Врачи, которые в еще большей степени его законные сыновья, которые родились от простонародного эмпиризма, именуемого колдовством, они, его любимцы, которым он оставил свое лучшее наследство, вспоминают об этом неохотно. Они неблагодарны по отношению к ведьме, которая подготовила им путь.
Даже больше. Ему, отцу и творцу, развенчанному царю, они наносят еще несколько страшных ударов. «И ты мой сын». Они дают против него в руки остряков и насмешников жестокое оружие. Уже в XVI в. смеялись над духом, который во все века, от сивиллы до ведьмы, возбуждал и наполнял собою женщину, доказывали, что он не дьявол, не Бог, а, как выражались в средние века,– «князь воздуха». Сатана – только болезнь!

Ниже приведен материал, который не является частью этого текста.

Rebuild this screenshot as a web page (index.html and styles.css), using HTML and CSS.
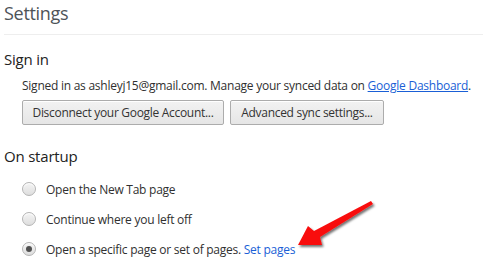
FILE: index.html
```html
<!DOCTYPE html>
<html>
<head>
<meta charset="utf-8">
<link rel="stylesheet" href="styles.css">
</head>
<body>
<div class="page">
  <header class="header"><h1 class="title">Settings</h1></header>
  <section class="section signin">
    <h3 class="section-title">Sign in</h3>
    <p class="sync-text">Signed in as ashleyj15@gmail.com. Manage your synced data on <a class="link" href="#">Google Dashboard</a>.</p>
    <div class="buttons">
      <button class="btn btn-disconnect">Disconnect your Google Account...</button>
      <button class="btn btn-advanced">Advanced sync settings...</button>
    </div>
  </section>
  <section class="section startup">
    <h3 class="section-title">On startup</h3>
    <div class="radios">
      <label class="radio-row"><span class="radio"></span><span class="radio-label">Open the New Tab page</span></label>
      <label class="radio-row"><span class="radio"></span><span class="radio-label">Continue where you left off</span></label>
      <label class="radio-row"><span class="radio checked"></span><span class="radio-label">Open a specific page or set of pages. <a class="link set-pages" href="#">Set pages</a></span></label>
    </div>
  </section>
  <svg class="arrow" width="483" height="274" viewBox="0 0 483 274">
    <defs>
      <filter id="sh" x="-20%" y="-20%" width="140%" height="140%">
        <feDropShadow dx="1.5" dy="2" stdDeviation="1.2" flood-color="#000" flood-opacity="0.55"/>
      </filter>
    </defs>
    <polygon filter="url(#sh)" fill="#f80f0f" points="298,245 308,226 314,231 371,201 373,204 320,237 322,245"/>
  </svg>
</div>
</body>
</html>
```

FILE: styles.css
```css
* { box-sizing: border-box; }
html, body { margin: 0; padding: 0; background: #fff; }
body {
  font-family: "Open Sans", "Noto Sans", sans-serif;
  color: #303030;
  width: 483px;
  height: 274px;
  overflow: hidden;
}
.page { position: relative; width: 483px; height: 274px; }
.header {
  margin-left: 4px;
  height: 35px;
  border-bottom: 1px solid #eeeeee;
  padding-top: 1px;
}
.title {
  margin: 0;
  font-size: 18px;
  line-height: 24px;
  font-weight: 400;
  color: #4e5358;
  letter-spacing: -0.3px;
}
.section { padding-left: 4px; }
.section-title {
  margin: 0;
  font-size: 15px;
  font-weight: 400;
  line-height: 20px;
  color: #222;
  letter-spacing: -0.2px;
}
.signin { padding-top: 14px; }
.sync-text {
  margin: 9px 0 0 18px;
  font-size: 12px;
  line-height: 16px;
  letter-spacing: -0.25px;
  color: #303030;
  white-space: nowrap;
}
.link { color: #1a5fd6; text-decoration: underline; }
.set-pages { text-decoration: none; }
.buttons {
  display: flex;
  gap: 6px;
  margin: 6px 0 0 18px;
  height: 25px;
}
.btn {
  font-family: inherit;
  font-size: 12px;
  letter-spacing: -0.3px;
  color: #333;
  height: 25px;
  padding: 0 4px;
  white-space: nowrap;
  border: 1px solid #acacac;
  border-radius: 2px;
  background: linear-gradient(#f2f2f2, #e6e6e6);
  box-shadow: inset 0 1px 0 #fff;
}
.btn-disconnect { width: 202px; }
.btn-advanced { width: 154px; }
.startup { padding-top: 21px; }
.radios {
  display: flex;
  flex-direction: column;
  gap: 14px;
  margin: 15px 0 0 18px;
}
.radio-row {
  display: flex;
  align-items: center;
  gap: 10px;
  height: 16px;
  font-size: 12px;
  letter-spacing: -0.25px;
  color: #303030;
  white-space: nowrap;
}
.radio {
  width: 14px;
  height: 14px;
  border-radius: 50%;
  border: 1px solid #b4b4b4;
  background: linear-gradient(#f4f4f4, #dedede);
  box-shadow: inset 0 1px 1px #fff;
  flex: none;
  position: relative;
}
.radio.checked::after {
  content: "";
  position: absolute;
  left: 3px; top: 3px;
  width: 6px; height: 6px;
  border-radius: 50%;
  background: #505050;
}
.arrow { position: absolute; left: 0; top: 0; pointer-events: none; }
```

Одержимость, в свою очередь, не что иное, как результат затворнической, сидячей, скучной, неестественной монастырской жизни. Медики называли физическими бурями тех 6500 чертей, которые вселились в Мадлену (в деле Гоффриди), те легионы, которые сражались в теле раздраженных монахинь Лудена и Лувье. «Если Эол потрясает всю землю,– говорил Ивелен,– почему не может он потрясти тело девушки?» А хирург, исследовавший Кадьер (читатель сейчас с ней познакомится), холодно заявляет: Просто бешенство матки».
«Странное падение! Перед простыми средствами, перед заклинаниями а 1а Мольер ужели испарится и исчезнет побежденный, сбитый с толку ужас средневековья?
Это значило бы сузить вопрос. Сатана все же нечто большее Врачи не замечают ни его возвышенности, ни его низменности, ни его великолепного бунта в науке, ни странных компромиссов между благочестивой интригой и нравственной нечистоплотностью, которые он себе позволяет в начале XVIII в., соединяя в одном лице Приапа и Тартюфа.
8
В XVII в. бесплодие становится все более обычным явлением, особенно в хорошо поставленных семьях, строго следовавших советам исповедников. Возьмите даже янсенистов. Проследите историю семейства Арно. Число членов семьи все сокращается, сначала 20, потом 15 детей, потом ни одного ребенка. Угасал ли этот энергичный род смешавшийся с крепким родом Кольберов от истощения? Нет! Он сокращал потомство, чтобы создать единого сына, богача, сеньора и министра.